Problem to work on = Set all the material down again unchanged, without the pictures.
---------- Data extract ----------
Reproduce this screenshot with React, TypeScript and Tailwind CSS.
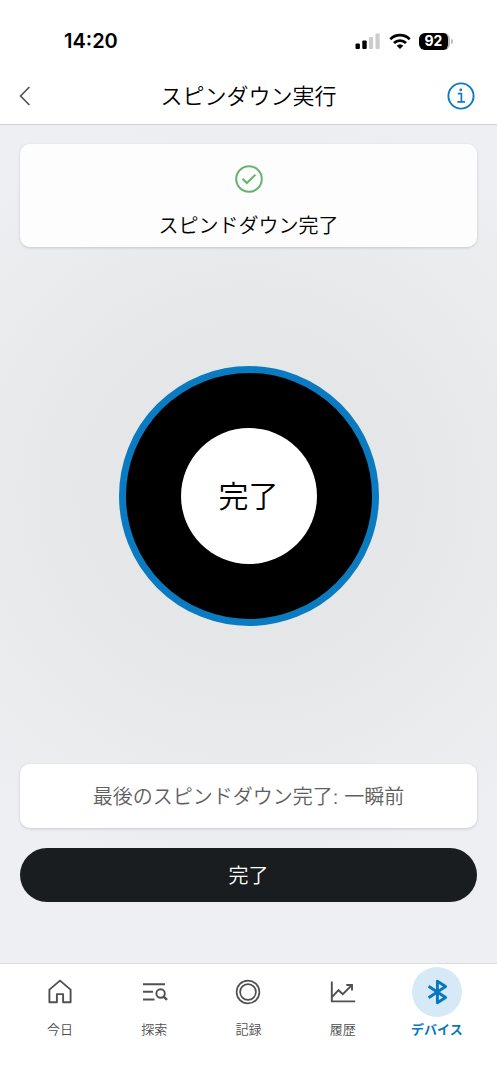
import type { ReactNode } from "react";

function SignalIcon() {
  return (
    <svg width="26" height="16" viewBox="0 0 26 16" aria-hidden="true">
      <rect x="0.5" y="10.5" width="4.4" height="5.5" rx="1" fill="#000" />
      <rect x="7.3" y="7.5" width="4.4" height="8.5" rx="1" fill="#000" />
      <rect x="13.9" y="4" width="4.2" height="12" rx="1" fill="#ccc" />
      <rect x="20.5" y="0.5" width="4.2" height="15.5" rx="1" fill="#ccc" />
    </svg>
  );
}

function WifiIcon() {
  return (
    <svg width="22" height="16" viewBox="0 0 22 16" fill="none" stroke="#000" strokeWidth="2.8" aria-hidden="true">
      <path d="M1.3 6.2a13.8 13.8 0 0 1 19.4 0" />
      <path d="M5 10.1a8.6 8.6 0 0 1 12 0" />
      <path d="M7.7 12.7a4.8 4.8 0 0 1 6.6 0L11 16z" fill="#000" stroke="none" />
    </svg>
  );
}

function Battery({ level }: { level: number }) {
  return (
    <div className="flex items-center gap-px">
      <div className="flex h-[17px] w-[31px] items-center justify-center rounded-[6px] border-r-2 border-[#bbb] bg-black text-sm font-bold leading-none text-white">
        {level}
      </div>
      <span className="h-[5px] w-[2px] rounded-r-full bg-[#bbb]" />
    </div>
  );
}

function CheckIcon() {
  return (
    <svg width="28" height="28" viewBox="0 0 28 28" fill="none" stroke="#63b56c" strokeWidth="2" aria-hidden="true">
      <circle cx="14" cy="14" r="12.8" />
      <path d="M7.6 13.8l4.2 4.2 8.6-8.2" />
    </svg>
  );
}

function InfoIcon() {
  return (
    <svg width="28" height="28" viewBox="0 0 28 28" fill="none" stroke="#0f7ac0" strokeWidth="1.9" aria-hidden="true">
      <circle cx="14" cy="14" r="12.6" />
      <path d="M10.8 11.6h3.6v8M10.4 19.9h7.6" strokeWidth="1.7" />
      <circle cx="13.8" cy="7.9" r="1.4" fill="#0f7ac0" stroke="none" />
    </svg>
  );
}

function NavSvg({ children }: { children: ReactNode }) {
  return (
    <svg width="28" height="28" viewBox="0 0 28 28" fill="none" stroke="currentColor" strokeWidth="1.9" aria-hidden="true">
      {children}
    </svg>
  );
}

const homeIcon = (
  <NavSvg>
    <path d="M3.4 11.6L14 2.6l10.6 9v12.7h-7.5v-8.2h-6.2v8.2H3.4z" strokeLinejoin="round" />
  </NavSvg>
);
const exploreIcon = (
  <NavSvg>
    <path d="M3 6.2h22M3 13.8h10M3 21.5h11.5" />
    <circle cx="20.6" cy="15.5" r="4.2" />
    <path d="M23.4 18.4l3.6 3.5" strokeWidth="2.4" />
  </NavSvg>
);
const recordIcon = (
  <NavSvg>
    <circle cx="14" cy="14" r="11.4" strokeWidth="1.7" />
    <circle cx="14" cy="14" r="7.9" strokeWidth="1.7" />
  </NavSvg>
);
const historyIcon = (
  <NavSvg>
    <path d="M2.8 3.4v20h23.4M3.2 18.8l6.3-6.6 4.3 4L22.6 7.4" />
    <path d="M17.3 7h5.7v5.6" />
  </NavSvg>
);
const bluetoothIcon = (
  <NavSvg>
    <path d="M5.6 8.2l17 11.3-8.2 5.2V3.3l8.2 5.2-17 11.3" strokeWidth="2.9" strokeLinejoin="round" />
  </NavSvg>
);

const tabs = [
  { label: "今日", icon: homeIcon, active: false },
  { label: "探索", icon: exploreIcon, active: false },
  { label: "記録", icon: recordIcon, active: false },
  { label: "履歴", icon: historyIcon, active: false },
  { label: "デバイス", icon: bluetoothIcon, active: true },
];

export default function App() {
  return (
    <div className="flex min-h-screen flex-col bg-white font-['Inter','Noto_Sans_CJK_JP',sans-serif] text-black">
      <header className="border-b border-[#cfd0d2] bg-white">
        <div className="flex h-[68px] items-end justify-between pr-11 pb-[15px] pl-16">
          <span className="text-xl leading-6 font-semibold">14:20</span>
          <div className="flex h-6 items-center gap-2">
            <SignalIcon />
            <WifiIcon />
            <Battery level={92} />
          </div>
        </div>
        <div className="grid h-14 grid-cols-[56px_1fr_56px] items-center px-4">
          <button type="button" aria-label="戻る" className="flex h-10 w-10 items-center">
            <svg width="18" height="20" viewBox="0 0 18 20" fill="none" stroke="#555" strokeWidth="1.7" aria-hidden="true">
              <path d="M13.4 1L4.6 10l8.8 9" />
            </svg>
          </button>
          <h1 className="text-center text-[22px] leading-8 font-[350]">スピンダウン実行</h1>
          <button type="button" aria-label="情報" className="flex h-10 w-10 items-center justify-center justify-self-end">
            <InfoIcon />
          </button>
        </div>
      </header>

      <main className="flex flex-1 flex-col bg-[radial-gradient(circle_at_50%_44%,#e1e3e4_0%,#e5e7e8_30%,#eeeff2_75%)] px-5 pt-[19px] pb-[61px]">
        <section className="flex flex-col items-center gap-[19px] rounded-[10px] bg-white/90 pt-[21px] pb-[7px] shadow-[0_1px_3px_rgba(0,0,0,0.16)]">
          <CheckIcon />
          <p className="text-xl leading-7 font-[350]">スピンドダウン完了</p>
        </section>

        <div className="flex flex-1 items-center justify-center pb-5">
          <div className="flex h-[260px] w-[260px] items-center justify-center rounded-full border-[7px] border-[#0b7bc1] bg-black">
            <div className="flex h-[136px] w-[136px] items-center justify-center rounded-full bg-white text-3xl font-[350]">
              完了
            </div>
          </div>
        </div>

        <section className="rounded-[10px] bg-white pt-[19px] pb-[17px] text-center text-xl leading-7 font-[350] text-[#606060] shadow-[0_1px_3px_rgba(0,0,0,0.16)]">
          最後のスピンドダウン完了: 一瞬前
        </section>
        <button type="button" className="mt-5 rounded-full bg-[#191d20] pt-[14px] pb-3 text-xl leading-7 font-[350] text-white">
          完了
        </button>
      </main>

      <nav className="grid h-[117px] grid-cols-5 border-t border-[#dcdddf] bg-white px-[13px] pt-[3px]">
        {tabs.map((tab) => (
          <a
            key={tab.label}
            href="#"
            aria-current={tab.active ? "page" : undefined}
            className={
              tab.active
                ? "flex flex-col items-center gap-0.5 font-bold text-[#0878bd]"
                : "flex flex-col items-center gap-0.5 font-[350] text-[#505050]"
            }
          >
            <span
              className={
                tab.active
                  ? "flex h-[50px] w-[50px] items-center justify-center rounded-full bg-[#d5e9f6]"
                  : "flex h-[50px] w-[50px] items-center justify-center"
              }
            >
              {tab.icon}
            </span>
            <span className="text-[13px] leading-5">{tab.label}</span>
          </a>
        ))}
      </nav>
    </div>
  );
}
----------
Final result =
Reproduce this screenshot with React, TypeScript and Tailwind CSS.
import type { ReactNode } from "react";

function SignalIcon() {
  return (
    <svg width="26" height="16" viewBox="0 0 26 16" aria-hidden="true">
      <rect x="0.5" y="10.5" width="4.4" height="5.5" rx="1" fill="#000" />
      <rect x="7.3" y="7.5" width="4.4" height="8.5" rx="1" fill="#000" />
      <rect x="13.9" y="4" width="4.2" height="12" rx="1" fill="#ccc" />
      <rect x="20.5" y="0.5" width="4.2" height="15.5" rx="1" fill="#ccc" />
    </svg>
  );
}

function WifiIcon() {
  return (
    <svg width="22" height="16" viewBox="0 0 22 16" fill="none" stroke="#000" strokeWidth="2.8" aria-hidden="true">
      <path d="M1.3 6.2a13.8 13.8 0 0 1 19.4 0" />
      <path d="M5 10.1a8.6 8.6 0 0 1 12 0" />
      <path d="M7.7 12.7a4.8 4.8 0 0 1 6.6 0L11 16z" fill="#000" stroke="none" />
    </svg>
  );
}

function Battery({ level }: { level: number }) {
  return (
    <div className="flex items-center gap-px">
      <div className="flex h-[17px] w-[31px] items-center justify-center rounded-[6px] border-r-2 border-[#bbb] bg-black text-sm font-bold leading-none text-white">
        {level}
      </div>
      <span className="h-[5px] w-[2px] rounded-r-full bg-[#bbb]" />
    </div>
  );
}

function CheckIcon() {
  return (
    <svg width="28" height="28" viewBox="0 0 28 28" fill="none" stroke="#63b56c" strokeWidth="2" aria-hidden="true">
      <circle cx="14" cy="14" r="12.8" />
      <path d="M7.6 13.8l4.2 4.2 8.6-8.2" />
    </svg>
  );
}

function InfoIcon() {
  return (
    <svg width="28" height="28" viewBox="0 0 28 28" fill="none" stroke="#0f7ac0" strokeWidth="1.9" aria-hidden="true">
      <circle cx="14" cy="14" r="12.6" />
      <path d="M10.8 11.6h3.6v8M10.4 19.9h7.6" strokeWidth="1.7" />
      <circle cx="13.8" cy="7.9" r="1.4" fill="#0f7ac0" stroke="none" />
    </svg>
  );
}

function NavSvg({ children }: { children: ReactNode }) {
  return (
    <svg width="28" height="28" viewBox="0 0 28 28" fill="none" stroke="currentColor" strokeWidth="1.9" aria-hidden="true">
      {children}
    </svg>
  );
}

const homeIcon = (
  <NavSvg>
    <path d="M3.4 11.6L14 2.6l10.6 9v12.7h-7.5v-8.2h-6.2v8.2H3.4z" strokeLinejoin="round" />
  </NavSvg>
);
const exploreIcon = (
  <NavSvg>
    <path d="M3 6.2h22M3 13.8h10M3 21.5h11.5" />
    <circle cx="20.6" cy="15.5" r="4.2" />
    <path d="M23.4 18.4l3.6 3.5" strokeWidth="2.4" />
  </NavSvg>
);
const recordIcon = (
  <NavSvg>
    <circle cx="14" cy="14" r="11.4" strokeWidth="1.7" />
    <circle cx="14" cy="14" r="7.9" strokeWidth="1.7" />
  </NavSvg>
);
const historyIcon = (
  <NavSvg>
    <path d="M2.8 3.4v20h23.4M3.2 18.8l6.3-6.6 4.3 4L22.6 7.4" />
    <path d="M17.3 7h5.7v5.6" />
  </NavSvg>
);
const bluetoothIcon = (
  <NavSvg>
    <path d="M5.6 8.2l17 11.3-8.2 5.2V3.3l8.2 5.2-17 11.3" strokeWidth="2.9" strokeLinejoin="round" />
  </NavSvg>
);

const tabs = [
  { label: "今日", icon: homeIcon, active: false },
  { label: "探索", icon: exploreIcon, active: false },
  { label: "記録", icon: recordIcon, active: false },
  { label: "履歴", icon: historyIcon, active: false },
  { label: "デバイス", icon: bluetoothIcon, active: true },
];

export default function App() {
  return (
    <div className="flex min-h-screen flex-col bg-white font-['Inter','Noto_Sans_CJK_JP',sans-serif] text-black">
      <header className="border-b border-[#cfd0d2] bg-white">
        <div className="flex h-[68px] items-end justify-between pr-11 pb-[15px] pl-16">
          <span className="text-xl leading-6 font-semibold">14:20</span>
          <div className="flex h-6 items-center gap-2">
            <SignalIcon />
            <WifiIcon />
            <Battery level={92} />
          </div>
        </div>
        <div className="grid h-14 grid-cols-[56px_1fr_56px] items-center px-4">
          <button type="button" aria-label="戻る" className="flex h-10 w-10 items-center">
            <svg width="18" height="20" viewBox="0 0 18 20" fill="none" stroke="#555" strokeWidth="1.7" aria-hidden="true">
              <path d="M13.4 1L4.6 10l8.8 9" />
            </svg>
          </button>
          <h1 className="text-center text-[22px] leading-8 font-[350]">スピンダウン実行</h1>
          <button type="button" aria-label="情報" className="flex h-10 w-10 items-center justify-center justify-self-end">
            <InfoIcon />
          </button>
        </div>
      </header>

      <main className="flex flex-1 flex-col bg-[radial-gradient(circle_at_50%_44%,#e1e3e4_0%,#e5e7e8_30%,#eeeff2_75%)] px-5 pt-[19px] pb-[61px]">
        <section className="flex flex-col items-center gap-[19px] rounded-[10px] bg-white/90 pt-[21px] pb-[7px] shadow-[0_1px_3px_rgba(0,0,0,0.16)]">
          <CheckIcon />
          <p className="text-xl leading-7 font-[350]">スピンドダウン完了</p>
        </section>

        <div className="flex flex-1 items-center justify-center pb-5">
          <div className="flex h-[260px] w-[260px] items-center justify-center rounded-full border-[7px] border-[#0b7bc1] bg-black">
            <div className="flex h-[136px] w-[136px] items-center justify-center rounded-full bg-white text-3xl font-[350]">
              完了
            </div>
          </div>
        </div>

        <section className="rounded-[10px] bg-white pt-[19px] pb-[17px] text-center text-xl leading-7 font-[350] text-[#606060] shadow-[0_1px_3px_rgba(0,0,0,0.16)]">
          最後のスピンドダウン完了: 一瞬前
        </section>
        <button type="button" className="mt-5 rounded-full bg-[#191d20] pt-[14px] pb-3 text-xl leading-7 font-[350] text-white">
          完了
        </button>
      </main>

      <nav className="grid h-[117px] grid-cols-5 border-t border-[#dcdddf] bg-white px-[13px] pt-[3px]">
        {tabs.map((tab) => (
          <a
            key={tab.label}
            href="#"
            aria-current={tab.active ? "page" : undefined}
            className={
              tab.active
                ? "flex flex-col items-center gap-0.5 font-bold text-[#0878bd]"
                : "flex flex-col items-center gap-0.5 font-[350] text-[#505050]"
            }
          >
            <span
              className={
                tab.active
                  ? "flex h-[50px] w-[50px] items-center justify-center rounded-full bg-[#d5e9f6]"
                  : "flex h-[50px] w-[50px] items-center justify-center"
              }
            >
              {tab.icon}
            </span>
            <span className="text-[13px] leading-5">{tab.label}</span>
          </a>
        ))}
      </nav>
    </div>
  );
}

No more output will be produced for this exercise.